Regulation is a tool capable of being finely tuned on the policy needs, but is slow-paced (incapable of timely tackling technological issues), while competition rules are fast and flexible, but sometimes too generic (plus, they are only applicable ex post, once an infringement is alleged).

This case seems to show that competition law would have got to the same place as the Telecommunication Act (and the court), just in a shorter time.

It is possible to imagine, in fact, that under something like the essential facility doctrine (rejected by the Trinko court) or a refusal to deal theory, a CLEC would have gained access to the incumbent's network in a time shorter than 10 years and with a minor burden on the judicial system.

Plus, since a suit for access to an essential facility or refusal to deal would only succeed when no viable alternatives are available to the new entrant, the presence of a wi-fy/cable network would have also played a decisive role (which did not happen in this case).

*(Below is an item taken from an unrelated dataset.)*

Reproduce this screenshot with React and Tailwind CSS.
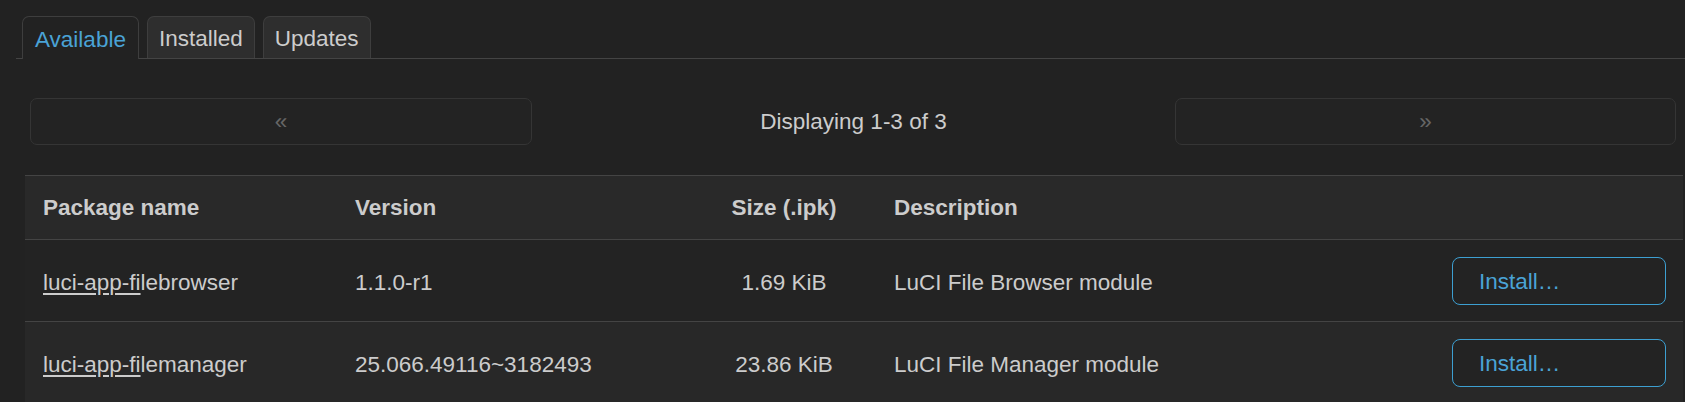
import React from "react";

const packages = [
  { match: "luci-app-fi", rest: "lebrowser", version: "1.1.0-r1", size: "1.69 KiB", desc: "LuCI File Browser module" },
  { match: "luci-app-fi", rest: "lemanager", version: "25.066.49116~3182493", size: "23.86 KiB", desc: "LuCI File Manager module" },
];

const App = () => {
  return (
    <div
      className="w-[1685px] h-[402px] overflow-hidden bg-[#222222] text-[#cccccc] pt-[16px]"
      style={{ fontFamily: '"Liberation Sans", Arial, sans-serif' }}
    >
      {/* Tabs */}
      <div className="ml-[16px] flex items-end gap-[8px] pl-[6px] border-b border-[#444444] h-[43px]">
        <div className="h-[43px] -mb-px px-[12px] pt-[3px] flex items-center rounded-t-[7px] border border-b-0 border-[#3e3e3e] bg-[#222222] text-[#4aa3d6] text-[22.5px]">
          Available
        </div>
        <div className="h-[42px] px-[11px] pt-[3px] flex items-center rounded-t-[7px] border border-b-0 border-[#3e3e3e] bg-[#2e2e2e] text-[#cccccc] text-[22.5px]">
          Installed
        </div>
        <div className="h-[42px] px-[11px] pt-[3px] flex items-center rounded-t-[7px] border border-b-0 border-[#3e3e3e] bg-[#2e2e2e] text-[#cccccc] text-[22.5px]">
          Updates
        </div>
      </div>

      {/* Pagination */}
      <div className="flex items-center mt-[39px] pl-[30px] pr-[9px]">
        <button className="w-[502px] h-[47px] rounded-[7px] border border-[#353535] bg-[#232323] text-[#666666] text-[22.5px]">
          «
        </button>
        <div className="flex-1 text-center text-[22.5px]">Displaying 1-3 of 3</div>
        <button className="w-[501px] h-[47px] rounded-[7px] border border-[#353535] bg-[#232323] text-[#666666] text-[22.5px]">
          »
        </button>
      </div>

      {/* Table */}
      <table className="ml-[25px] mt-[30px] w-[1658px] table-fixed border-collapse text-[22.5px]">
        <colgroup>
          <col className="w-[312px]" />
          <col className="w-[355px]" />
          <col className="w-[184px]" />
          <col className="w-[558px]" />
          <col className="w-[249px]" />
        </colgroup>
        <thead>
          <tr className="h-[64px] bg-[#292929] border-t border-b border-[#444444]">
            <th className="text-left font-bold pl-[18px]">Package name</th>
            <th className="text-left font-bold pl-[18px]">Version</th>
            <th className="text-center font-bold px-[18px]">Size (.ipk)</th>
            <th className="text-left font-bold pl-[18px]">Description</th>
            <th></th>
          </tr>
        </thead>
        <tbody>
          {packages.map((p, idx) => (
            <tr
              key={idx}
              className={`h-[82px] border-b border-[#444444] ${idx % 2 === 0 ? "bg-[#232323]" : "bg-[#282828]"}`}
            >
              <td className="pl-[18px] pt-[4px]">
                <span className="underline underline-offset-[3px]">{p.match}</span>
                {p.rest}
              </td>
              <td className="pl-[18px] pt-[4px]">{p.version}</td>
              <td className="text-center px-[18px] pt-[4px]">{p.size}</td>
              <td className="pl-[18px] pt-[4px]">{p.desc}</td>
              <td className="pr-[17px] text-right">
                <button className="w-[214px] h-[48px] pt-[3px] rounded-[8px] border border-[#3d9fd1] bg-[#232323] text-[#4aa3d6] text-left pl-[26px]">
                  Install…
                </button>
              </td>
            </tr>
          ))}
        </tbody>
      </table>
    </div>
  );
};

export default App;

My reasoning might seem flawed, since the EU also adopted an unbundling regulation (rather than resorting to competition law), but I want to point out that such regulation, a very reduced body of rules, was enacted only in 2000, two years (ages for the IT/telecom market) after the liberalization in the telecom sector (1998) and still poses burdensome problems for its full application.



This seems to me the type of law that your colleague Adrian Vermule would say the courts should take a pretty deferential approach with and just leave it to the agency. Others, most notably Bill Eskridge, have argued that Adrian is too enamored with agencies and that the current state of affairs is about as good as we can do. The problem with debates of this nature are that they often abstract from actual legal disputes. I trust your judgment on this (it is certainly better than mine!), so does the travails of this law add support to either side. In other words, if courts had quickly blessed the first set of regulations, would that have been a better outcome (and I'll even let you define what constitutes "better").

Randy Picker


Yes, some Chicago configuration started to write a paper saying exactly that (I think that I have a partial draft somewhere by Lichtman, Picker and Sunstein). This was an experiment, and the uncertainty over the rules was mucking up the experiment. Far better to run it and see what we might learn. Fighting over the rules meant that we couldn't learn anything cleanly. So yes, pick a rule and quickly and let us see what happens.

Instead, we fought about the rules for a decade and in the meantime the tech landscape moved on (wireless and cable, so-called intermodal competition).